— start —
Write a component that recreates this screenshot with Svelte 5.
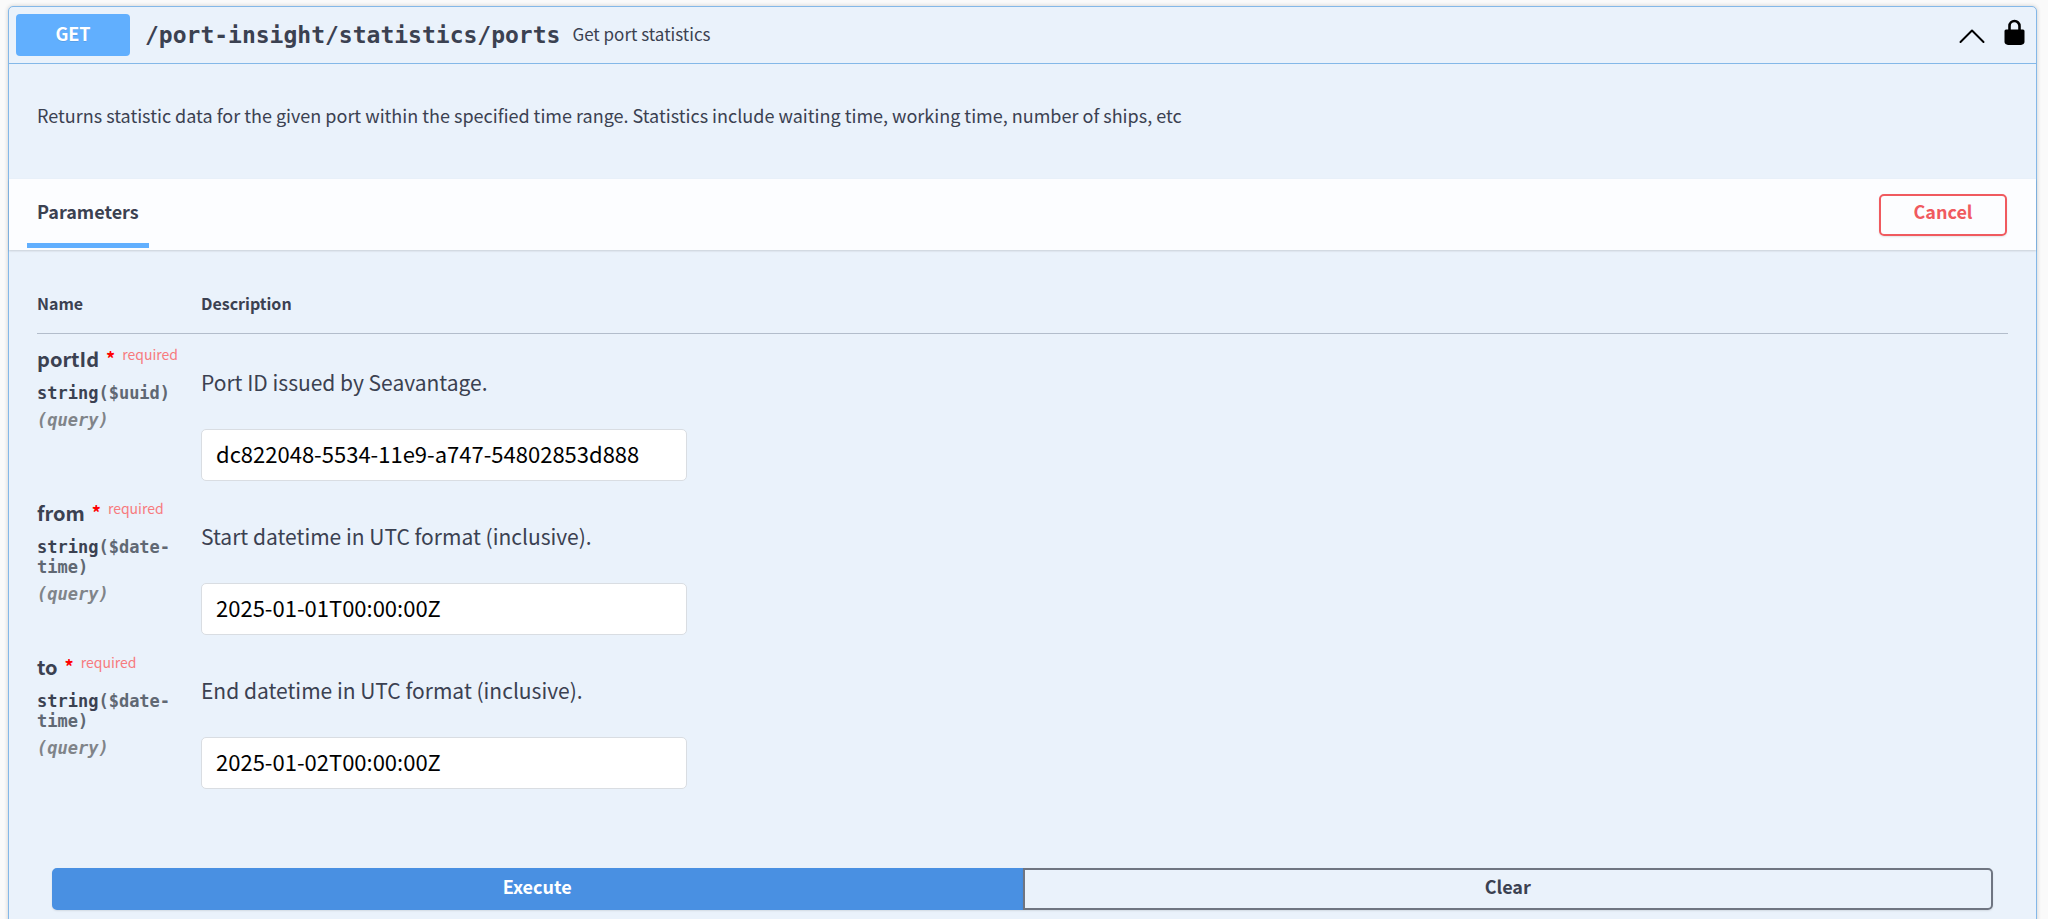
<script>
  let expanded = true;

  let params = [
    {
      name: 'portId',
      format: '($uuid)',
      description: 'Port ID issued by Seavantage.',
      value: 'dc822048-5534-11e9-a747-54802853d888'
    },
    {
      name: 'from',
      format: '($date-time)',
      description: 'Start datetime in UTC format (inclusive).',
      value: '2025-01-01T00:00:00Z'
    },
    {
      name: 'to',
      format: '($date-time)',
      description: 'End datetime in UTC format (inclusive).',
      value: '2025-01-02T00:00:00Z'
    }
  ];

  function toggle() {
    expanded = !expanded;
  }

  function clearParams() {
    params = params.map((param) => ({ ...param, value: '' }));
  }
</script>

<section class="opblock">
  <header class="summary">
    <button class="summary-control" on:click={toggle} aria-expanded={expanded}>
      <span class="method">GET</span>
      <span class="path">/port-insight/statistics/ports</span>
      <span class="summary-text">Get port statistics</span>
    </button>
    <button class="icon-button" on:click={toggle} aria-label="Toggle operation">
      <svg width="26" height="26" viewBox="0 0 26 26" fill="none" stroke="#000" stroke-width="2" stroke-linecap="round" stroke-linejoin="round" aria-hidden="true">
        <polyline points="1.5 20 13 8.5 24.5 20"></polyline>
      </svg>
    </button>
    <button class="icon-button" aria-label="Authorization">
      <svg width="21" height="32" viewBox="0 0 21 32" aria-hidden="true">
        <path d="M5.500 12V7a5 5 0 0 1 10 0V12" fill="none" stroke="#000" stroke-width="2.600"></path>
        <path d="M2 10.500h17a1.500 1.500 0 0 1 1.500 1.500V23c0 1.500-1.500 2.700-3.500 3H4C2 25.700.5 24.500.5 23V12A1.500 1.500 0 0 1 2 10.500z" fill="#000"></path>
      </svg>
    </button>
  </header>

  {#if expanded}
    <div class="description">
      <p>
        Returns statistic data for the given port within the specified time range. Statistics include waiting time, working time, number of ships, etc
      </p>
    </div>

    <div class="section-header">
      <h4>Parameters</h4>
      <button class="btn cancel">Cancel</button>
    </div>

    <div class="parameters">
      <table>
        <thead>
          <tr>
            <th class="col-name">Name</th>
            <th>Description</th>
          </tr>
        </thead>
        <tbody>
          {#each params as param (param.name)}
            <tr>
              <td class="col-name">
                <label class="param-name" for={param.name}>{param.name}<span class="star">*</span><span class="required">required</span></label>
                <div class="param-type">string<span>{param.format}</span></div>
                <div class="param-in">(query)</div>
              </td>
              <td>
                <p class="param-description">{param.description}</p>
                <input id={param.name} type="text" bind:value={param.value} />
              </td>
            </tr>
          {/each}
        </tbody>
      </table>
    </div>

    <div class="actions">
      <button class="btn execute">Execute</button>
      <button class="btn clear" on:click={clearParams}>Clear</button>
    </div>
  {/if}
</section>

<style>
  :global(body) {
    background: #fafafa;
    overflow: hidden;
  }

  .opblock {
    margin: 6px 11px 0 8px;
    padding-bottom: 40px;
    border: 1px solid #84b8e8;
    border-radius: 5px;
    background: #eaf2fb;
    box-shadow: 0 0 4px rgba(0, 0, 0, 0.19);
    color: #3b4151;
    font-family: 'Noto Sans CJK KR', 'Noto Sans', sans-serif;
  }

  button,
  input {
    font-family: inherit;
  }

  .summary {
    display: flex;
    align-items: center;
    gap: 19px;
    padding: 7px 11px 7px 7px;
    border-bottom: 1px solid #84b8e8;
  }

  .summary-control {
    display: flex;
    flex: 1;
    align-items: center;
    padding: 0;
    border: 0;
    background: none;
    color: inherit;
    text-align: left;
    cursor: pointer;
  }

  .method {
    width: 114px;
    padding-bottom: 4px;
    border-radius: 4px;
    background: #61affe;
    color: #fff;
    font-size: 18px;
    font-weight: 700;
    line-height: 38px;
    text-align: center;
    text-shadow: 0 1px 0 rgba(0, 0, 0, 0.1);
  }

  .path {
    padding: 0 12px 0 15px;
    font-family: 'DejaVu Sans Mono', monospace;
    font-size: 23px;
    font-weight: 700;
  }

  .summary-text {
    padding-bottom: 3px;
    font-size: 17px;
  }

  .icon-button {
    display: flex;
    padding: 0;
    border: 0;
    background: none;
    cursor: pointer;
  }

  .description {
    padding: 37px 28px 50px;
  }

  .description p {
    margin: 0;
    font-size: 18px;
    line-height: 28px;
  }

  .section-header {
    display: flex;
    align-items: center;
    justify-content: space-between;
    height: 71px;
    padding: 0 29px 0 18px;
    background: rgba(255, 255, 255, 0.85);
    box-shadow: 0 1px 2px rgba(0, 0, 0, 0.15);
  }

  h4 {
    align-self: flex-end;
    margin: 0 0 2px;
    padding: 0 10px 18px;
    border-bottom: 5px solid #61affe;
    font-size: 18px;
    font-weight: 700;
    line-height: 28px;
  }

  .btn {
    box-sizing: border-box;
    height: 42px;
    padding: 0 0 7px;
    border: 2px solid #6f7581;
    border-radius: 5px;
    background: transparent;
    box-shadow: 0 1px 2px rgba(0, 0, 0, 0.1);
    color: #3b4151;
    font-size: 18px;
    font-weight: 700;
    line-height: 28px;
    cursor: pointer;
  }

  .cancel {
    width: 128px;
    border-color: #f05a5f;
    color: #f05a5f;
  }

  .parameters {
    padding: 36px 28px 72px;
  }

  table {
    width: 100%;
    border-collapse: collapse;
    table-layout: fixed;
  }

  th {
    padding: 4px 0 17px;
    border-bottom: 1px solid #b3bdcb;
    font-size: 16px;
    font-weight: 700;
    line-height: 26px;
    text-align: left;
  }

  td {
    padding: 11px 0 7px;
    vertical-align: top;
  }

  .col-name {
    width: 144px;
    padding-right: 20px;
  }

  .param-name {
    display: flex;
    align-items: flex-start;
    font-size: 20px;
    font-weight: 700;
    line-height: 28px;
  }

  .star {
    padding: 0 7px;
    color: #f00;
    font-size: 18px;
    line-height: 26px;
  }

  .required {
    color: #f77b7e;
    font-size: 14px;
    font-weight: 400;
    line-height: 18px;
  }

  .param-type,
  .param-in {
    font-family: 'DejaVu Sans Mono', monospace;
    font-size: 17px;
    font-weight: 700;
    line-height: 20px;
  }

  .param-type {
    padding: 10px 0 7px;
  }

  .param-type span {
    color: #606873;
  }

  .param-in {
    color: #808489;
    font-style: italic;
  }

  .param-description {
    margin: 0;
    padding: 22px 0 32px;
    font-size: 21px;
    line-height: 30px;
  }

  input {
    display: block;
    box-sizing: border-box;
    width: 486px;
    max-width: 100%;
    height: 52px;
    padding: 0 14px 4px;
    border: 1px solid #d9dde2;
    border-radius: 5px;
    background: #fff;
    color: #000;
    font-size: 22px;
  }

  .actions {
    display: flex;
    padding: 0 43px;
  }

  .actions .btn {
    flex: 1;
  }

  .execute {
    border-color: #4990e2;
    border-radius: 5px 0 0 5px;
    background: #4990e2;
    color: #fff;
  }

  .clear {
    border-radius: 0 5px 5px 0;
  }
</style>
— end —
_Directive_
Output each line exactly; omit every picture.

_Exercise solution_
Write a component that recreates this screenshot with Svelte 5.
<script>
  let expanded = true;

  let params = [
    {
      name: 'portId',
      format: '($uuid)',
      description: 'Port ID issued by Seavantage.',
      value: 'dc822048-5534-11e9-a747-54802853d888'
    },
    {
      name: 'from',
      format: '($date-time)',
      description: 'Start datetime in UTC format (inclusive).',
      value: '2025-01-01T00:00:00Z'
    },
    {
      name: 'to',
      format: '($date-time)',
      description: 'End datetime in UTC format (inclusive).',
      value: '2025-01-02T00:00:00Z'
    }
  ];

  function toggle() {
    expanded = !expanded;
  }

  function clearParams() {
    params = params.map((param) => ({ ...param, value: '' }));
  }
</script>

<section class="opblock">
  <header class="summary">
    <button class="summary-control" on:click={toggle} aria-expanded={expanded}>
      <span class="method">GET</span>
      <span class="path">/port-insight/statistics/ports</span>
      <span class="summary-text">Get port statistics</span>
    </button>
    <button class="icon-button" on:click={toggle} aria-label="Toggle operation">
      <svg width="26" height="26" viewBox="0 0 26 26" fill="none" stroke="#000" stroke-width="2" stroke-linecap="round" stroke-linejoin="round" aria-hidden="true">
        <polyline points="1.5 20 13 8.5 24.5 20"></polyline>
      </svg>
    </button>
    <button class="icon-button" aria-label="Authorization">
      <svg width="21" height="32" viewBox="0 0 21 32" aria-hidden="true">
        <path d="M5.500 12V7a5 5 0 0 1 10 0V12" fill="none" stroke="#000" stroke-width="2.600"></path>
        <path d="M2 10.500h17a1.500 1.500 0 0 1 1.500 1.500V23c0 1.500-1.500 2.700-3.500 3H4C2 25.700.5 24.500.5 23V12A1.500 1.500 0 0 1 2 10.500z" fill="#000"></path>
      </svg>
    </button>
  </header>

  {#if expanded}
    <div class="description">
      <p>
        Returns statistic data for the given port within the specified time range. Statistics include waiting time, working time, number of ships, etc
      </p>
    </div>

    <div class="section-header">
      <h4>Parameters</h4>
      <button class="btn cancel">Cancel</button>
    </div>

    <div class="parameters">
      <table>
        <thead>
          <tr>
            <th class="col-name">Name</th>
            <th>Description</th>
          </tr>
        </thead>
        <tbody>
          {#each params as param (param.name)}
            <tr>
              <td class="col-name">
                <label class="param-name" for={param.name}>{param.name}<span class="star">*</span><span class="required">required</span></label>
                <div class="param-type">string<span>{param.format}</span></div>
                <div class="param-in">(query)</div>
              </td>
              <td>
                <p class="param-description">{param.description}</p>
                <input id={param.name} type="text" bind:value={param.value} />
              </td>
            </tr>
          {/each}
        </tbody>
      </table>
    </div>

    <div class="actions">
      <button class="btn execute">Execute</button>
      <button class="btn clear" on:click={clearParams}>Clear</button>
    </div>
  {/if}
</section>

<style>
  :global(body) {
    background: #fafafa;
    overflow: hidden;
  }

  .opblock {
    margin: 6px 11px 0 8px;
    padding-bottom: 40px;
    border: 1px solid #84b8e8;
    border-radius: 5px;
    background: #eaf2fb;
    box-shadow: 0 0 4px rgba(0, 0, 0, 0.19);
    color: #3b4151;
    font-family: 'Noto Sans CJK KR', 'Noto Sans', sans-serif;
  }

  button,
  input {
    font-family: inherit;
  }

  .summary {
    display: flex;
    align-items: center;
    gap: 19px;
    padding: 7px 11px 7px 7px;
    border-bottom: 1px solid #84b8e8;
  }

  .summary-control {
    display: flex;
    flex: 1;
    align-items: center;
    padding: 0;
    border: 0;
    background: none;
    color: inherit;
    text-align: left;
    cursor: pointer;
  }

  .method {
    width: 114px;
    padding-bottom: 4px;
    border-radius: 4px;
    background: #61affe;
    color: #fff;
    font-size: 18px;
    font-weight: 700;
    line-height: 38px;
    text-align: center;
    text-shadow: 0 1px 0 rgba(0, 0, 0, 0.1);
  }

  .path {
    padding: 0 12px 0 15px;
    font-family: 'DejaVu Sans Mono', monospace;
    font-size: 23px;
    font-weight: 700;
  }

  .summary-text {
    padding-bottom: 3px;
    font-size: 17px;
  }

  .icon-button {
    display: flex;
    padding: 0;
    border: 0;
    background: none;
    cursor: pointer;
  }

  .description {
    padding: 37px 28px 50px;
  }

  .description p {
    margin: 0;
    font-size: 18px;
    line-height: 28px;
  }

  .section-header {
    display: flex;
    align-items: center;
    justify-content: space-between;
    height: 71px;
    padding: 0 29px 0 18px;
    background: rgba(255, 255, 255, 0.85);
    box-shadow: 0 1px 2px rgba(0, 0, 0, 0.15);
  }

  h4 {
    align-self: flex-end;
    margin: 0 0 2px;
    padding: 0 10px 18px;
    border-bottom: 5px solid #61affe;
    font-size: 18px;
    font-weight: 700;
    line-height: 28px;
  }

  .btn {
    box-sizing: border-box;
    height: 42px;
    padding: 0 0 7px;
    border: 2px solid #6f7581;
    border-radius: 5px;
    background: transparent;
    box-shadow: 0 1px 2px rgba(0, 0, 0, 0.1);
    color: #3b4151;
    font-size: 18px;
    font-weight: 700;
    line-height: 28px;
    cursor: pointer;
  }

  .cancel {
    width: 128px;
    border-color: #f05a5f;
    color: #f05a5f;
  }

  .parameters {
    padding: 36px 28px 72px;
  }

  table {
    width: 100%;
    border-collapse: collapse;
    table-layout: fixed;
  }

  th {
    padding: 4px 0 17px;
    border-bottom: 1px solid #b3bdcb;
    font-size: 16px;
    font-weight: 700;
    line-height: 26px;
    text-align: left;
  }

  td {
    padding: 11px 0 7px;
    vertical-align: top;
  }

  .col-name {
    width: 144px;
    padding-right: 20px;
  }

  .param-name {
    display: flex;
    align-items: flex-start;
    font-size: 20px;
    font-weight: 700;
    line-height: 28px;
  }

  .star {
    padding: 0 7px;
    color: #f00;
    font-size: 18px;
    line-height: 26px;
  }

  .required {
    color: #f77b7e;
    font-size: 14px;
    font-weight: 400;
    line-height: 18px;
  }

  .param-type,
  .param-in {
    font-family: 'DejaVu Sans Mono', monospace;
    font-size: 17px;
    font-weight: 700;
    line-height: 20px;
  }

  .param-type {
    padding: 10px 0 7px;
  }

  .param-type span {
    color: #606873;
  }

  .param-in {
    color: #808489;
    font-style: italic;
  }

  .param-description {
    margin: 0;
    padding: 22px 0 32px;
    font-size: 21px;
    line-height: 30px;
  }

  input {
    display: block;
    box-sizing: border-box;
    width: 486px;
    max-width: 100%;
    height: 52px;
    padding: 0 14px 4px;
    border: 1px solid #d9dde2;
    border-radius: 5px;
    background: #fff;
    color: #000;
    font-size: 22px;
  }

  .actions {
    display: flex;
    padding: 0 43px;
  }

  .actions .btn {
    flex: 1;
  }

  .execute {
    border-color: #4990e2;
    border-radius: 5px 0 0 5px;
    background: #4990e2;
    color: #fff;
  }

  .clear {
    border-radius: 0 5px 5px 0;
  }
</style>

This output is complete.